La festividad del cordero

En un tiempo hemos vivido en el  Sahara  Occidental a orillas del océano Atlántico cercano a las Islas Canarias. Más que jóvenes en el linajudo sentido de la edad, teníamos apego  a las incógnitas de esa inmensa extensión de arena y pedruscos desolados que cruzamos intermitentemente desde Río de Oro -  nombre dado por los portugueses  aludiendo a  ese metal precioso – a la antigua  Villa Cisneros de los españoles y  actual Dakhla de los marroquíes. 

Esta semana primera de agosto acudimos cumpliendo dos  invitaciones: la de un amigo diplomático  y la de un joven comerciante  islámico que festejaba el nacimiento de su primer hijo. A la par,  asistir a la gran fiesta religiosa del cordero. 

 Somos  bebedores diarios  del  té marroquí  con hierbabuena, y paseantes sin cansancio entre los recovecos de las medinas y zocos, y la ciudad, capital del Reino Jerifiano, igual que Fez,  Tánger, Marrakech  y los pueblecitos de las cumbres del Gran del Atlas, son las joyas engarzadas de una raza linajuda y generosa con el  peregrino que siempre  ha ido a brincos sobre esas tierras al compás del gorrión de casero vuelo o  siguiendo a galope los resueltos  saltos de las gacelas. 

 Aquella época ha sido esplendorosa. He dormido cubierto de arena para guarecerme del frío, he bebido  con placer leche de cabra, sentí la inclemente fuerza del siroco,  y recubrí mis alucinaciones bajo el  cielo más  tachonado de estrellas que ojos humanos puedan contemplar.   

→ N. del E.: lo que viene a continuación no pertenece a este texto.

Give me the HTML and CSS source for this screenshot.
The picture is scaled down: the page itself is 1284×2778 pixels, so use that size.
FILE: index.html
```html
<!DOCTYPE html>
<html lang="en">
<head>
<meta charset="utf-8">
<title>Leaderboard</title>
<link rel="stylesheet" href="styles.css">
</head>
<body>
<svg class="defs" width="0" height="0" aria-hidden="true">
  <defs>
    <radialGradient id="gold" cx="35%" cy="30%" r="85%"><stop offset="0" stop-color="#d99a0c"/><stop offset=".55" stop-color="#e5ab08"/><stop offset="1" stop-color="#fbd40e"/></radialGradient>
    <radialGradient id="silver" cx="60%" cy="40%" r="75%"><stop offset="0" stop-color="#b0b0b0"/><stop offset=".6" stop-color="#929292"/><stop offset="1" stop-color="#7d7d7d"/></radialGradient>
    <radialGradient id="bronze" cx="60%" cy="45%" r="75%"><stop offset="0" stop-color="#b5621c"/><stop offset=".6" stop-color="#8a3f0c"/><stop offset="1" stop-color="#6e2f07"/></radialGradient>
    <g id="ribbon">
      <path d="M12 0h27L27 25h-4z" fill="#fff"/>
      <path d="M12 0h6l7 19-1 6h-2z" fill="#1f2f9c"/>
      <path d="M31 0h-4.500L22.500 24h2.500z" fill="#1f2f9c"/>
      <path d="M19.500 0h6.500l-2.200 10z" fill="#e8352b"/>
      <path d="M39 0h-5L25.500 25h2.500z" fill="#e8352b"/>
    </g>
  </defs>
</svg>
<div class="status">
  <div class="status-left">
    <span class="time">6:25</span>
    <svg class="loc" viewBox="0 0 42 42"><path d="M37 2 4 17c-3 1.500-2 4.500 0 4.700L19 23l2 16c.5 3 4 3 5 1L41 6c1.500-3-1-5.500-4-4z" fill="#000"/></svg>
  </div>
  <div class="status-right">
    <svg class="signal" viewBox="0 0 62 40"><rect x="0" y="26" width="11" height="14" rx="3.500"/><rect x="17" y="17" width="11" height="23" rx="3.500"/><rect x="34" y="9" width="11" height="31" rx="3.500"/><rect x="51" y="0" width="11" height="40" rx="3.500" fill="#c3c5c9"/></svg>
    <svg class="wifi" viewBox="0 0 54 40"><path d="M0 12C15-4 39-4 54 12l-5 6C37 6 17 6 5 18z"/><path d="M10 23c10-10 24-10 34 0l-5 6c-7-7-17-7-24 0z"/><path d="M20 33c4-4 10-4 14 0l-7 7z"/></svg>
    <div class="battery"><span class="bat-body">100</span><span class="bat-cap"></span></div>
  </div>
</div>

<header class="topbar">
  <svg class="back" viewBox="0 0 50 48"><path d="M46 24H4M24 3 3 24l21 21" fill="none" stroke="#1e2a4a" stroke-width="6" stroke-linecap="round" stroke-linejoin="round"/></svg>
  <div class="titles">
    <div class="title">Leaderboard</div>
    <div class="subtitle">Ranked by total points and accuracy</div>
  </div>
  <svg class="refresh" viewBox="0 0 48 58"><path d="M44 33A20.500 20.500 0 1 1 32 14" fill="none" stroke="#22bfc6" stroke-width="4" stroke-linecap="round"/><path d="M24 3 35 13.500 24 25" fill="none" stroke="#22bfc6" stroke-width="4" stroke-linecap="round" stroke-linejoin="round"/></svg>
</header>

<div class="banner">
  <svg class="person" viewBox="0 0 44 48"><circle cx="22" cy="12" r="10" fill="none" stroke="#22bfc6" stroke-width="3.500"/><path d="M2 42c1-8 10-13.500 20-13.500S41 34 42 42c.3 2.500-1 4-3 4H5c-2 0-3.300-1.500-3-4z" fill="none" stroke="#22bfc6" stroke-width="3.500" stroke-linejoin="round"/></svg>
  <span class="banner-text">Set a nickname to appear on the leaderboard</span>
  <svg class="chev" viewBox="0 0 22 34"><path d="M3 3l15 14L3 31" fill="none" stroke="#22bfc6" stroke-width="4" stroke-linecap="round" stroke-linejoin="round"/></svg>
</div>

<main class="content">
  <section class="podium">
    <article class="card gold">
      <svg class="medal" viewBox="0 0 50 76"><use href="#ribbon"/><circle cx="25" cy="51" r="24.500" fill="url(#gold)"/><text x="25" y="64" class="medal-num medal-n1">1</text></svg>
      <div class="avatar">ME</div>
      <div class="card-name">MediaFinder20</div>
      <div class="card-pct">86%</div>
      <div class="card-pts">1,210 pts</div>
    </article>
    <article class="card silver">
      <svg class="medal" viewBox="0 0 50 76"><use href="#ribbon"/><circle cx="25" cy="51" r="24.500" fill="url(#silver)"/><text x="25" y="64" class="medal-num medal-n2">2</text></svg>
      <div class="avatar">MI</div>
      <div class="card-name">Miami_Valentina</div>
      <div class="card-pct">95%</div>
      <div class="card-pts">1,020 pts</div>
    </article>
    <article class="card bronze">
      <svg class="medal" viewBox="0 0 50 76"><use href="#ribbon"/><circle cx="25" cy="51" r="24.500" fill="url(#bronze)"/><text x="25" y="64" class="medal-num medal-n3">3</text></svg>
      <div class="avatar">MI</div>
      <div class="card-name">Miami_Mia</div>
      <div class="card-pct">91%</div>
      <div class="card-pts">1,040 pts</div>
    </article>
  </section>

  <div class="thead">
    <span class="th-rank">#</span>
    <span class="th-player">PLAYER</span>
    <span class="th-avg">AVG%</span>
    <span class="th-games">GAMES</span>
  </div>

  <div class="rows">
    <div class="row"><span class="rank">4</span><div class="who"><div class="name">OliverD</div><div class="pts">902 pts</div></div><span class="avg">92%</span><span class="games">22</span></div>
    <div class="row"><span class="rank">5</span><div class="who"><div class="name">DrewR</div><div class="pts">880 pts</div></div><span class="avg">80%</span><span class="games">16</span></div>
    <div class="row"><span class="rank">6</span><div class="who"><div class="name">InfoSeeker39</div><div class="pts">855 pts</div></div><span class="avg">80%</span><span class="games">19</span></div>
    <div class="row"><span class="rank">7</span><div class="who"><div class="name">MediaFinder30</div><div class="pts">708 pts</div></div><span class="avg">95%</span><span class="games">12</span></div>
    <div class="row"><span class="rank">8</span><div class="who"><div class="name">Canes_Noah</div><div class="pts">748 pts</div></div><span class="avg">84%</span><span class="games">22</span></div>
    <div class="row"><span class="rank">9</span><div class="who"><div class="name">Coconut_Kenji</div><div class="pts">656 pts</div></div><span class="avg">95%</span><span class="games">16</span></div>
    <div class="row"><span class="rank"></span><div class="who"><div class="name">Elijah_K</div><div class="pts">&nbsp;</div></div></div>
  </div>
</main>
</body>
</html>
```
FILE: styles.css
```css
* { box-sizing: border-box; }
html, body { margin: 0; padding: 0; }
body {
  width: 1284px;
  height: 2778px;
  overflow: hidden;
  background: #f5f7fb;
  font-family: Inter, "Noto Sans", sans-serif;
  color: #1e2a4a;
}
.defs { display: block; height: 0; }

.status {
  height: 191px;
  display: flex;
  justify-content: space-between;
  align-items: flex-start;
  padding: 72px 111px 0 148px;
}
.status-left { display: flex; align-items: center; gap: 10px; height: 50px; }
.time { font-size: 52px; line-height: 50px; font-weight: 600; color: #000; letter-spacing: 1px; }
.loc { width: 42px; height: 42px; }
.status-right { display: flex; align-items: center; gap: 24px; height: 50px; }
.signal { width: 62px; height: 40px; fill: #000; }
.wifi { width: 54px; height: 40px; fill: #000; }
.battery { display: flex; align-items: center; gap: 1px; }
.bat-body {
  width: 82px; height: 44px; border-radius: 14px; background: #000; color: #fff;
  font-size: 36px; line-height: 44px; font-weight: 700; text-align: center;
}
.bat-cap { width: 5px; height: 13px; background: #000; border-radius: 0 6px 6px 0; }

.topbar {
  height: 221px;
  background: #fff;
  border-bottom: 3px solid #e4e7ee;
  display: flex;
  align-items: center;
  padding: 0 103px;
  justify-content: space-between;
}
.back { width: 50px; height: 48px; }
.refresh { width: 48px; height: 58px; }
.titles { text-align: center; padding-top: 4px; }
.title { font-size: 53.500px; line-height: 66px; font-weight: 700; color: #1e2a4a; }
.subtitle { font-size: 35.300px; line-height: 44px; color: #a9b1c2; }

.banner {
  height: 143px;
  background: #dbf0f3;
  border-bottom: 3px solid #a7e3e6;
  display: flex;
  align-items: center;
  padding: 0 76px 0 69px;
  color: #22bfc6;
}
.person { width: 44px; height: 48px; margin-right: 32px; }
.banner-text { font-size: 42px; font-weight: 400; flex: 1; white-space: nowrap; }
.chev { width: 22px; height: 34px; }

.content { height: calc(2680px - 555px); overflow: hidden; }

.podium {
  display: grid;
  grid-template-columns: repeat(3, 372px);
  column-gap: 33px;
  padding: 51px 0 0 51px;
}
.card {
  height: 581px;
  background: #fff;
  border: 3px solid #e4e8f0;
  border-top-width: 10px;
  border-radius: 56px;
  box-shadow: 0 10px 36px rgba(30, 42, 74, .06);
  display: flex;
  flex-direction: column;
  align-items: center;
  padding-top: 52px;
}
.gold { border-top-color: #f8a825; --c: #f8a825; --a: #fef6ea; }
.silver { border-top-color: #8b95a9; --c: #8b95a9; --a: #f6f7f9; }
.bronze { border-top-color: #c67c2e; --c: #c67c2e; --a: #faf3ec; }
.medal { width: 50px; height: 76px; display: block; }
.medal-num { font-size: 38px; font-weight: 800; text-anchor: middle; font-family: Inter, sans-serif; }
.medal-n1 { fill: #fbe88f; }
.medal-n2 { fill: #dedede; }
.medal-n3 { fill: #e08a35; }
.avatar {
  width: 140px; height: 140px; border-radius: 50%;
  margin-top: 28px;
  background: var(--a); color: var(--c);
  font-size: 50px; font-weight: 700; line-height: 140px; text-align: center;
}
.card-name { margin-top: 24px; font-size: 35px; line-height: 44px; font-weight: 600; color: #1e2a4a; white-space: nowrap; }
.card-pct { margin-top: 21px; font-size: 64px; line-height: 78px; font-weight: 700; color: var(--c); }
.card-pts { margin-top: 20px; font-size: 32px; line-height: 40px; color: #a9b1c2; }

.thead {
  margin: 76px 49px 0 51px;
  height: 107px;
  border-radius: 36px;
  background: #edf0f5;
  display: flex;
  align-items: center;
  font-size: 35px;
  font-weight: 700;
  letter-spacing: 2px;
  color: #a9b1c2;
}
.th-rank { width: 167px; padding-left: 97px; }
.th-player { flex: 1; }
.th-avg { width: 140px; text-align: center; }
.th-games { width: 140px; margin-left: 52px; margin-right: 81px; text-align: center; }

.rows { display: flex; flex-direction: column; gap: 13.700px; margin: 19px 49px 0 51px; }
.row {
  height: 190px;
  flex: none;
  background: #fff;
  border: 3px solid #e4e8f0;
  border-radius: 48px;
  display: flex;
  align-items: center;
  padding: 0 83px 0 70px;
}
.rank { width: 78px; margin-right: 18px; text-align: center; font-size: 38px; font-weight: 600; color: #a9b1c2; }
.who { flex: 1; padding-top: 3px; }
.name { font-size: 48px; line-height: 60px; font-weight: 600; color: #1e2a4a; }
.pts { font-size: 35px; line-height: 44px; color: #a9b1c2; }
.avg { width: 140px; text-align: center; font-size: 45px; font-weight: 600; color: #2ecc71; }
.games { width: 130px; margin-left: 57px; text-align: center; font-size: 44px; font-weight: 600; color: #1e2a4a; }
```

La cita en Rabat ha sido una dadivosa ceremonia religiosa bien marcada en las Suras del sagrado Corán, dándole la bienvenida hacia la luz inicial de  un recién nacido.  

El misericordioso   Profeta Mahoma  dejó dicho que todo  niño venido al mundo es un manantial  que Alá concede  a sus padres, dando vigor a los corazones, alegría a las almas y un inmenso  goce al ser toda nacencia el anhelo   persistentemente deseado. Y así  el padre  puede exclama al cielo protector:  

“¡Señor! Infunde en su carne toda tu  misericordia como hiciste  conmigo cuando yo era pequeño”. 

Durante los últimos 1.400 años, el Corán ha sido la base de la ley islámica y una guía de vida diaria. A lo largo de la historia los musulmanes han creído que el Libro Sagrado es la Palabra literal, eterna e inmutable de Alá. 

En Marruecos, dependiendo de cada región, la ceremonia posee diversas variaciones, siendo así que la celebración familiar de un nacimiento, tiene el  significado recóndito reflejo de una autenticidad  ante la mirada del Poderoso. Ese día se sacrifica  un cordero usando los medios para que no sufra, y su carne será plato deleite sabroso de los invitados.  

En esta ocasión presenciamos el “Día del Sacrificio”, primera fiesta del calendario musulmán tras el Ramadán. La festividad dura tres días, y se conmemora la ofrenda que hace Abraham  sobre su hijo Isaac.

Se sabe que al momento de clavar la daga, una voz le dice al patriarca: “¡Detente! No le hagas daño al muchacho, porque ahora sé que tú obedeces a Dios”. Abraham levantó la mirada, vio un cordero enredado en un arbusto. Lo agarró y lo ofreció como sacrificio a cambio de su muchacho. 

En esta remembranza de penetrante connotación religiosa, es obligación de cada creyente sacrificar estos  animales  durante  la llamada “Eid al Adha” o “Aid al-Adha”, nombres  que se traducen  como “La Fiesta del Cordero”.  Esa fuerza religiosa profundamente arraigada, hace posible que las familias de bajos recursos  ahorran cada año  para poder adquirir una cabra macho destinada al sacrificio como lo demandó Alá al profeta Abraham. 

La tradición judeo-cristiana y musulmana que tanto nos une al estar enraizadas en la creencia de un único Dios, nos debiera ayudar a comprender nuestros vasos comunicantes, que van de un sentido religioso  a la amplia cultura  que durante siglos  han  compartido esas dos creencias.